先ず、段ボール基材20’の本体部21aが、手作業によって左右方向(図3における左右方向)の略中央の折り目部21a1(図3中符号pで示す折り目部)に沿って二つ折りにされ、その後に、本体部21aの左端側の糊代部21a2と本体部21aの右端部とが、専用機械(グルアーまたはステッチャー)によって止着される。
その際、段ボール基材20’は、前記糊代部21a2を本体部21aの右端部に精度よく止着するために、二つ折りにされて前記専用機械にセットされた後に、同専用機械によって上下端部が揃えられたり、同専用機械によって搬送されたりする。それらの作業の際、段ボール基材20’は、前記専用機械によって上下方向(図3における上下方向)から挟まれることで、各折り目部12に曲げ力を受けるが、上述したように、折り目部12を構成する連続切込み部12aの切断端面同士の当接により前記曲げ力に対する反力が生じるので、折曲げ片部11が折り目部12に沿って曲がってしまうことはない。
【0025】
その後、段ボール基材20’は、糊代部21a2が本体部21aの右端部に止着された二つ折りの状態で、縦置きにされて保管されるが、その保管の際においても、連続切込み部12aの切断端面同士の当接による曲げ力に対する反力によって、折曲げ片部11の折れ曲がりが防止される。
【0026】
上記二つ折り状態の段ボール基材20’が現場等において組み立てられる際には、先ず、二つ折り状態の本体部21aが開かれるようにして、略八角形筒状の胴部21が形成される。そして、各折曲げ片部11が所定の曲げ力により折り目部12に沿って内方へ折り曲げられる。尚、これらの曲げ加工は、通常手作業により行われるが、専用機械を用いて行っても構わない。
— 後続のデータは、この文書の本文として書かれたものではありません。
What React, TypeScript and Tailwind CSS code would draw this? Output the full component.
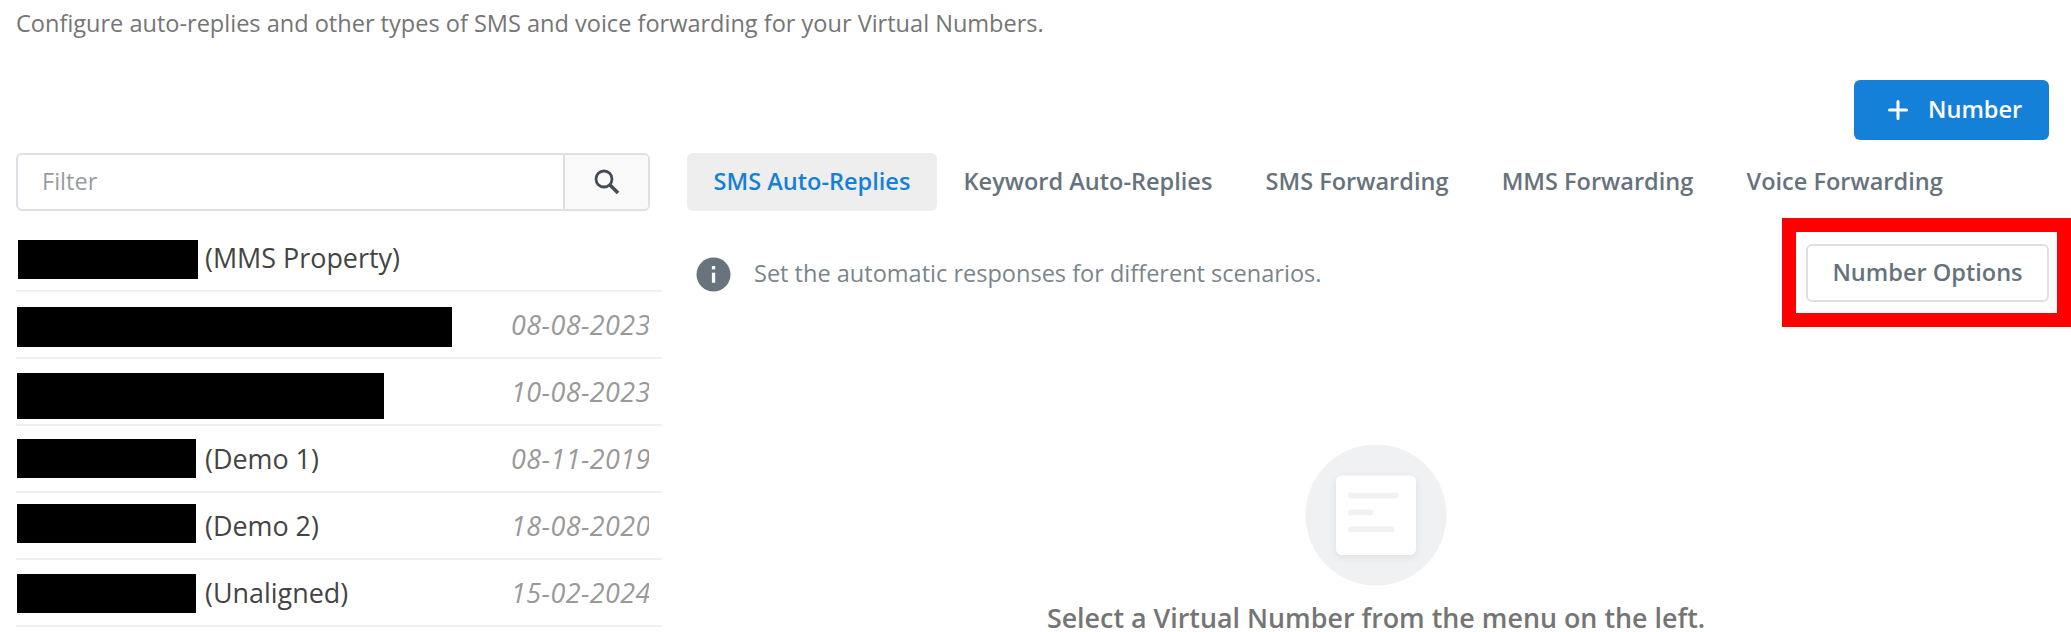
const rows = [
  { label: '(MMS Property)', date: '', mask: 'ml-[2px] mt-[15px] w-[180px] h-[39px]' },
  { label: '', date: '08-08-2023', mask: 'ml-px mt-[15px] w-[435px] h-[40px]' },
  { label: '', date: '10-08-2023', mask: 'ml-px mt-[14px] w-[367px] h-[46px]' },
  { label: '(Demo 1)', date: '08-11-2019', mask: 'ml-px mt-[13px] w-[179px] h-[39px]' },
  { label: '(Demo 2)', date: '18-08-2020', mask: 'ml-px mt-[11px] w-[179px] h-[39px]' },
  { label: '(Unaligned)', date: '15-02-2024', mask: 'ml-px mt-[14px] w-[179px] h-[39px]' },
];

const tabs = ['SMS Auto-Replies', 'Keyword Auto-Replies', 'SMS Forwarding', 'MMS Forwarding', 'Voice Forwarding'];

function NumberList() {
  return (
    <aside className="w-[646px] shrink-0">
      <div className="flex h-[58px] w-[634px] overflow-hidden rounded-[6px] border-2 border-[#dce0e5]">
        <div className="flex flex-1 items-center pl-[24px] text-[23.54px] text-[#999b9f]">Filter</div>
        <div className="flex w-[85px] items-center justify-center border-l-2 border-[#dce0e5] bg-[#f9f9f9]">
          <svg width="26" height="26" viewBox="0 0 26 26" fill="none" stroke="#454c55">
            <circle cx="10" cy="10" r="8" strokeWidth="2.8" />
            <path d="M16 16L24 24" strokeWidth="3.6" />
          </svg>
        </div>
      </div>
      <ul className="mt-[14px]">
        {rows.map((row, i) => (
          <li key={i} className="flex h-[67px] border-b-2 border-[#f0f0f0]">
            <div className="w-[189px] shrink-0">
              <div className={`bg-black ${row.mask}`} />
            </div>
            <div className="flex-1 pt-[15px] text-[26.9px] leading-[36px] whitespace-nowrap text-[#444]">{row.label}</div>
            <div className="mr-[13px] w-[138px] overflow-hidden pt-[15px] text-[26.9px] leading-[36px] tracking-[0.45px] whitespace-nowrap text-[#999] italic">
              {row.date}
            </div>
          </li>
        ))}
      </ul>
    </aside>
  );
}

function EmptyState() {
  return (
    <div className="mt-[117px] mr-[6px] flex flex-col items-center">
      <svg width="142" height="142" viewBox="0 0 142 142">
        <defs>
          <filter id="card-shadow" x="-20%" y="-20%" width="140%" height="140%">
            <feDropShadow dx="0" dy="2" stdDeviation="3" floodColor="#59626f" floodOpacity="0.13" />
          </filter>
        </defs>
        <circle cx="71" cy="71" r="70.5" fill="#f0f1f3" />
        <rect x="31" y="31.500" width="80" height="79.500" rx="6" fill="#fff" filter="url(#card-shadow)" />
        <g fill="#f0f1f2">
          <rect x="43" y="48.500" width="50.500" height="6" rx="3" />
          <rect x="43" y="65.500" width="25" height="6" rx="3" />
          <rect x="43" y="82.500" width="46.500" height="5.500" rx="2.700" />
        </g>
      </svg>
      <p className="mt-[14px] text-[26.85px] leading-[36px] font-semibold whitespace-nowrap text-[#757575]">
        Select a Virtual Number from the menu on the left.
      </p>
    </div>
  );
}

export default function App() {
  return (
    <div className="h-[632px] w-[2071px] overflow-hidden bg-white pl-4 font-['Open_Sans',sans-serif]">
      <p className="pt-[7px] text-[23.54px] leading-[32px] whitespace-nowrap text-[#757575]">
        Configure auto-replies and other types of SMS and voice forwarding for your Virtual Numbers.
      </p>
      <div className="mt-[41px] flex justify-end pr-[22px]">
        <button className="flex h-[60px] w-[195px] items-center rounded-[6px] bg-[#1580d8] pl-[34px] text-[23.54px] font-semibold text-white">
          <svg width="20" height="20" viewBox="0 0 20 20" stroke="currentColor" strokeWidth="3" strokeLinecap="round">
            <path d="M10 1.500V18.500M1.500 10H18.500" />
          </svg>
          <span className="ml-[20px]">Number</span>
        </button>
      </div>
      <div className="mt-[13px] flex">
        <NumberList />
        <main className="ml-[25px] flex-1">
          <nav className="flex h-[58px]">
            {tabs.map((tab, i) => (
              <a
                key={tab}
                className={`flex items-center rounded-[6px] px-[26.6px] text-[23.54px] font-semibold whitespace-nowrap ${
                  i === 0 ? 'bg-[#eeeeee] text-[#1580d8]' : 'text-[#66737d]'
                }`}
              >
                {tab}
              </a>
            ))}
          </nav>
          <div className="mt-[7px] flex h-[109px] items-center justify-between">
            <div className="flex items-center pt-[3px] pl-[9px] text-[23.54px] text-[#7a858d]">
              <svg width="35" height="35" viewBox="0 0 35 35">
                <circle cx="17.500" cy="17.500" r="17" fill="#67737d" />
                <rect x="15.900" y="9" width="3.300" height="3.400" fill="#fff" />
                <rect x="15.900" y="15.700" width="3.300" height="10" fill="#fff" />
              </svg>
              <span className="ml-[23px] whitespace-nowrap">Set the automatic responses for different scenarios.</span>
            </div>
            <div className="flex h-[109px] w-[289px] items-start border-[14px] border-[#ff0000] pt-[12px] pl-[10px]">
              <button className="h-[58px] w-[243px] shrink-0 rounded-[6px] border-2 border-[#dce0e5] text-[23.54px] font-semibold whitespace-nowrap text-[#66737d]">
                Number Options
              </button>
            </div>
          </div>
          <EmptyState />
        </main>
      </div>
    </div>
  );
}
次に、略八角形筒状の胴部21内に底部22が挿入される。該底部22は、胴部21内において折り曲げられた複数の折曲げ片部11上に載置され、接着やテーピング等の周知の固定手段により固定される(図4参照)。
【0027】
【発明の効果】
本発明は、以上説明したように構成されているので、以下に記載されるような作用効果を奏する。
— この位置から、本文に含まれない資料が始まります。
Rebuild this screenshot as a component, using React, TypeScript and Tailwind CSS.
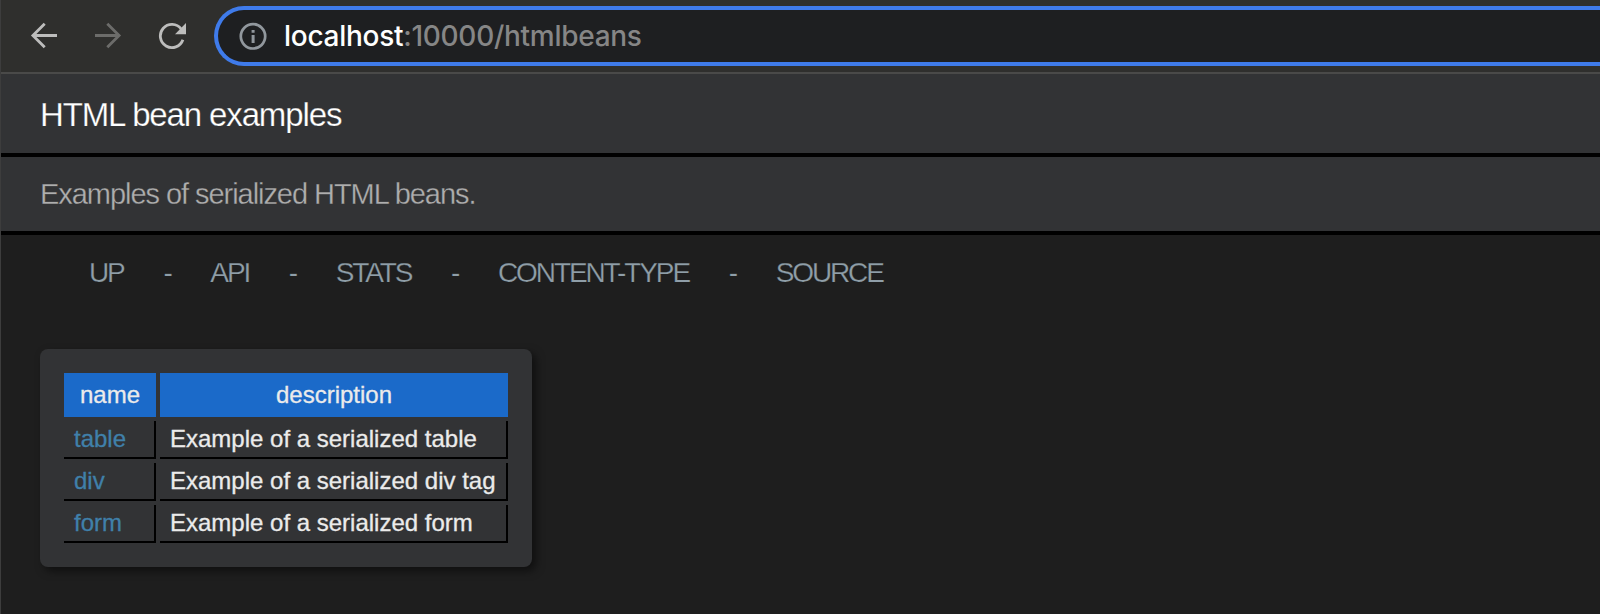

本発明によれば、所定力以上の曲げ力により折曲げ片部を折り曲げ可能であり、特に折曲げ片部が比較的短い所謂ショートフラップ部であった場合にも、容易に折り曲げることができる。
その上、折曲げ片部が折り曲げられる前の状態における保管の際や、折曲げ片部の先端へ専用機械(グルアーまたはステッチャー)等によって若干の押圧力が加わった際等には、連続切込み部が切断端面同士を当接させて曲げ力に対する反力を生ずるため、折り目部がへたってしまうようなことがない。
したがって、折曲げ片部の折り曲げを容易にするとともに、折り目部のへたりを防止することで、組立て前の保管性及び組立て性を向上することができる。
【図面の簡単な説明】
【図1】 本発明に係わる多層段ボールの折り目構造の一例を示す要部斜視図であり、(a)は多層段ボールが折り曲げられる前の状態、(b)は多層段ボールが折り曲げられた後の状態を示す。
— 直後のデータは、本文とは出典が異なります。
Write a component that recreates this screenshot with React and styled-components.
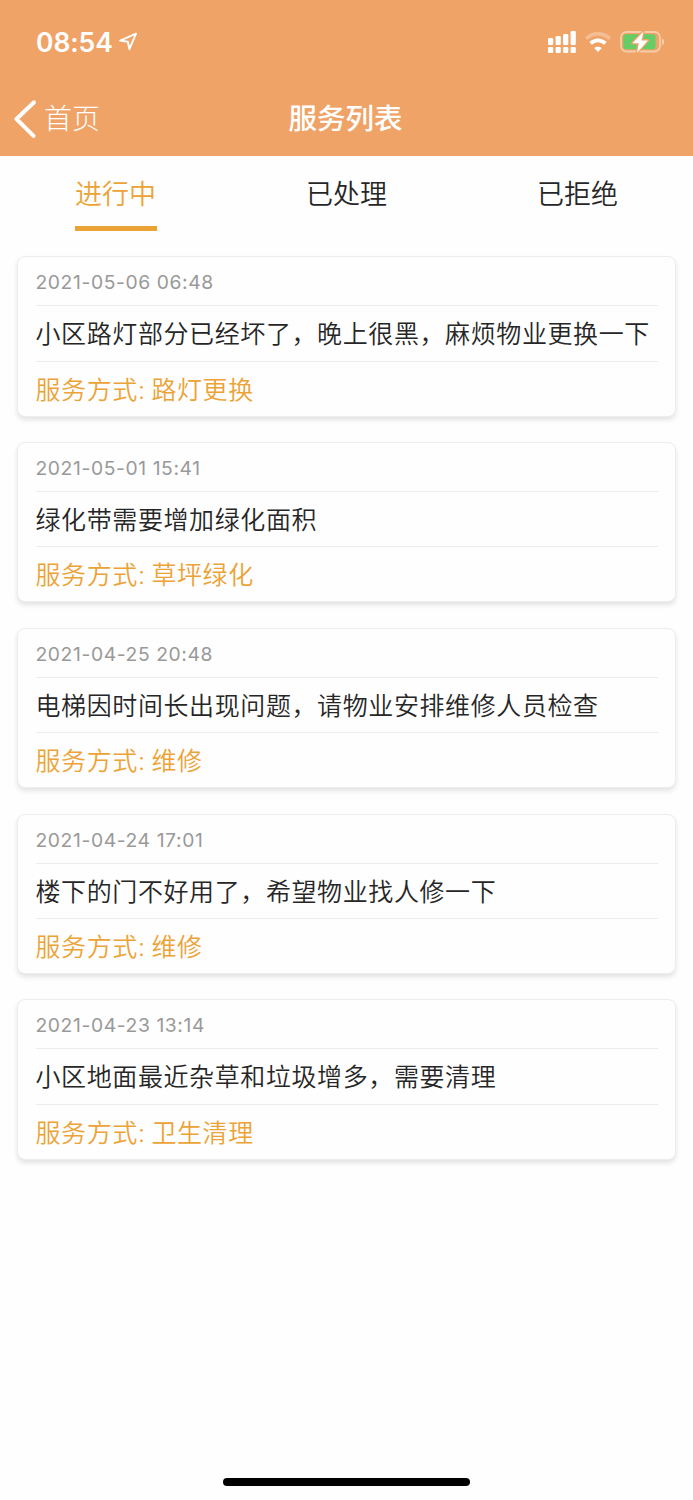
import React from "react";
import styled, { createGlobalStyle } from "styled-components";

const Global = createGlobalStyle`
  * { box-sizing: border-box; }
  body { margin: 0; background: #fefefe; }
`;

const Screen = styled.div`
  width: 693px;
  height: 1500px;
  display: flex;
  flex-direction: column;
  overflow: hidden;
  background: #fefefe;
  color: #262626;
  font-family: Inter, "Noto Sans CJK SC", sans-serif;
`;

const Header = styled.header`
  height: 155.5px;
  flex: none;
  background: #efa367;
  color: #fff;
`;

const StatusBar = styled.div`
  height: 83px;
  padding: 0 28px 0 36px;
  display: flex;
  align-items: center;
  justify-content: space-between;
`;

const StatusGroup = styled.div`
  display: flex;
  align-items: center;
`;

const Clock = styled.span`
  width: 83px;
  padding-top: 1px;
  font-size: 26.5px;
  font-weight: 600;
  line-height: 32px;
  letter-spacing: -0.1px;
`;

const NavBar = styled.div`
  height: 72px;
  padding-left: 14px;
  display: grid;
  grid-template-columns: 200px 263px 1fr;
  align-items: center;
`;

const Back = styled.div`
  display: flex;
  align-items: center;
  gap: 7px;
  font-size: 28px;
  font-weight: 300;
  line-height: 40px;
`;

const Title = styled.h1`
  margin: 0;
  text-align: center;
  font-size: 28.5px;
  font-weight: 500;
  line-height: 40px;
`;

const Tabs = styled.nav`
  flex: none;
  height: 100.8px;
  display: grid;
  grid-template-columns: repeat(3, 1fr);
  justify-items: center;
  align-items: start;
`;

const Tab = styled.div`
  height: 75.5px;
  width: 82px;
  padding-top: 19px;
  text-align: center;
  white-space: nowrap;
  font-size: 27px;
  line-height: 40px;
  font-weight: 350;
  color: ${(p) => (p.$active ? "#eca336" : "#262626")};
  border-bottom: 5px solid ${(p) => (p.$active ? "#eca336" : "transparent")};
`;

const List = styled.main`
  flex: 1;
  display: flex;
  flex-direction: column;
  gap: 25.5px;
  padding: 0 17px;
`;

const Card = styled.article`
  height: 160.3px;
  padding: 0 17.5px;
  border: 1px solid #ededed;
  border-radius: 8px;
  background: #fefefe;
  box-shadow: 0 3px 5px rgba(0, 0, 0, 0.11);
`;

const Row = styled.div`
  height: 55.3px;
  line-height: 56px;
  font-size: 25px;
  letter-spacing: 0.6px;
  font-weight: 350;
  white-space: nowrap;
`;

const DateRow = styled(Row)`
  height: 49px;
  line-height: 50px;
  font-size: 19.3px;
  letter-spacing: 0.6px;
  font-weight: 400;
  color: #999;
  border-bottom: 1.5px solid #ebebeb;
`;

const ContentRow = styled(Row)`
  border-bottom: 1.5px solid #ebebeb;
`;

const ServiceRow = styled(Row)`
  color: #eca336;
  word-spacing: -1.8px;
`;

const Bottom = styled.footer`
  height: 22px;
  flex: none;
  display: flex;
  justify-content: center;
`;

const HomeIndicator = styled.div`
  width: 247px;
  height: 8px;
  border-radius: 4px;
  background: #000;
`;

const items = [
  ["2021-05-06 06:48", "小区路灯部分已经坏了，晚上很黑，麻烦物业更换一下", "路灯更换"],
  ["2021-05-01 15:41", "绿化带需要增加绿化面积", "草坪绿化"],
  ["2021-04-25 20:48", "电梯因时间长出现问题，请物业安排维修人员检查", "维修"],
  ["2021-04-24 17:01", "楼下的门不好用了，希望物业找人修一下", "维修"],
  ["2021-04-23 13:14", "小区地面最近杂草和垃圾增多，需要清理", "卫生清理"],
];

const LocationIcon = () => (
  <svg width="19" height="19" viewBox="0 0 19 19" fill="none" stroke="#fff" strokeWidth="1.9" strokeLinejoin="round">
    <path d="M17 1.7 1.2 8.6 8.9 9.8 10.4 17.2Z" />
  </svg>
);

const SignalIcon = () => (
  <svg width="28" height="22" viewBox="0 0 28 22" fill="#fff">
    <rect x="0" y="7" width="5.2" height="7" rx="1.2" />
    <rect x="7.6" y="5" width="5.2" height="9" rx="1.2" />
    <rect x="15.1" y="3" width="5.2" height="11" rx="1.2" />
    <rect x="22.6" y="0" width="5.2" height="14" rx="1.2" />
    <rect x="0" y="16" width="5.2" height="6" rx="1.2" />
    <rect x="7.6" y="16" width="5.2" height="6" rx="1.2" />
    <rect x="15.1" y="16" width="5.2" height="6" rx="1.2" />
    <rect x="22.6" y="16" width="5.2" height="6" rx="1.2" />
  </svg>
);

const WifiIcon = () => (
  <svg width="26" height="20" viewBox="0 0 26 20" fill="none" stroke="#fff" strokeWidth="3.6">
    <path d="M1.2 6.8A16.6 16.6 0 0 1 24.8 6.8" opacity=".3" />
    <path d="M5.6 11.4A10.6 10.6 0 0 1 20.4 11.4" />
    <path d="M9.2 16.1Q13 12.7 16.8 16.1L13 19.9Z" fill="#fff" stroke="none" />
  </svg>
);

const BatteryIcon = () => (
  <svg width="45" height="24" viewBox="0 0 45 24">
    <rect x="1" y="2" width="39" height="19.5" rx="5.5" fill="none" stroke="#fff" strokeOpacity=".45" strokeWidth="1.8" />
    <path d="M42 8.5q2.2.8 2.2 3.3T42 15.2Z" fill="#fff" fillOpacity=".5" />
    <rect x="3.3" y="4.3" width="32.2" height="14.9" rx="2.5" fill="#65cd65" />
    <path d="M23.4 1.5 12.5 13.2h6.3L17 22.7 28 10.4h-6.4Z" fill="#fff" stroke="#efa367" strokeWidth="2.6" strokeLinejoin="round" paintOrder="stroke" />
  </svg>
);

const BackIcon = () => (
  <svg width="23" height="38" viewBox="0 0 23 38" fill="none" stroke="#fff" strokeWidth="4" strokeLinecap="round" strokeLinejoin="round">
    <path d="M20 2.3 2.5 19 19.5 35.8" />
  </svg>
);

const Icons = styled(StatusGroup)`
  gap: 9px;
`;

export default function App() {
  return (
    <Screen>
      <Global />
      <Header>
        <StatusBar>
          <StatusGroup>
            <Clock>08:54</Clock>
            <LocationIcon />
          </StatusGroup>
          <Icons>
            <SignalIcon />
            <WifiIcon />
            <BatteryIcon />
          </Icons>
        </StatusBar>
        <NavBar>
          <Back>
            <BackIcon />
            <span>首页</span>
          </Back>
          <Title>服务列表</Title>
        </NavBar>
      </Header>
      <Tabs>
        <Tab $active>进行中</Tab>
        <Tab>已处理</Tab>
        <Tab>已拒绝</Tab>
      </Tabs>
      <List>
        {items.map(([date, content, service]) => (
          <Card key={date}>
            <DateRow>{date}</DateRow>
            <ContentRow>{content}</ContentRow>
            <ServiceRow>服务方式: {service}</ServiceRow>
          </Card>
        ))}
      </List>
      <Bottom>
        <HomeIndicator />
      </Bottom>
    </Screen>
  );
}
【図2】 同多層段ボールの折り目構造を備えた多層段ボール容器の分解斜視図である。
【図3】 同多層段ボール容器の胴部を構成する段ボール基材の平面図である。
【図4】 同多層段ボール容器の要部断面図である。
【図5】 従来の段ボール容器の一例を示し、(a)は展開図であり、(b)は要部断面図である。
【符号の説明】
10:段ボール基材
11:折曲げ片部
12:折り目部
12a:連続切込み部
12b:押潰し凹部
12c:断続切込み部
20:多層段ボール容器
20’:段ボール基材
21:胴部
22:底部
A:折り目構造
Claims (3)
- 段ボール基材の端部に形成された折曲げ片部を折り目部に沿って折り曲げ可能にしている多層段ボールの折り目構造であって、
前記折り目部は、折込み側の面に、所定深さの切込みを連続させてなる連続切込み部と、該連続切込み部に沿って断面凹状に押潰された押潰し凹部とを形成し、更に、折込み側の面の裏面に、前記連続切込み部に沿うようにして、所定深さの切込みを断続的に配設してなる断続切込み部を形成していることを特徴とする多層段ボールの折り目構造。 - 上記折曲げ片部は、段ボール基材の端部に延設されているショートフラップ部であることを特徴とする請求項1記載の多層段ボールの折り目構造。
- 上記折曲げ片部及び上記折り目部を有する一枚の段ボール基材を折り曲げることで、略直立する角筒状の胴部を形成し、該胴部内に底部を挿入してなる多層段ボール容器であって、
前記段ボール基材は、角筒状に折り曲げ可能な略矩形状の本体部と、該本体部の下端から延設された複数の上記折曲げ片部と、各折曲げ片部を内方へ折り曲げ可能にする上記折り目部とからなり、
前記底部は、前記胴部の内周面に沿う多角形板状に形成されて、折り曲げられた前記複数の折曲げ片部上に載置されることを特徴とする請求項1又は2記載の多層段ボールの折り目構造を備えた多層段ボール容器。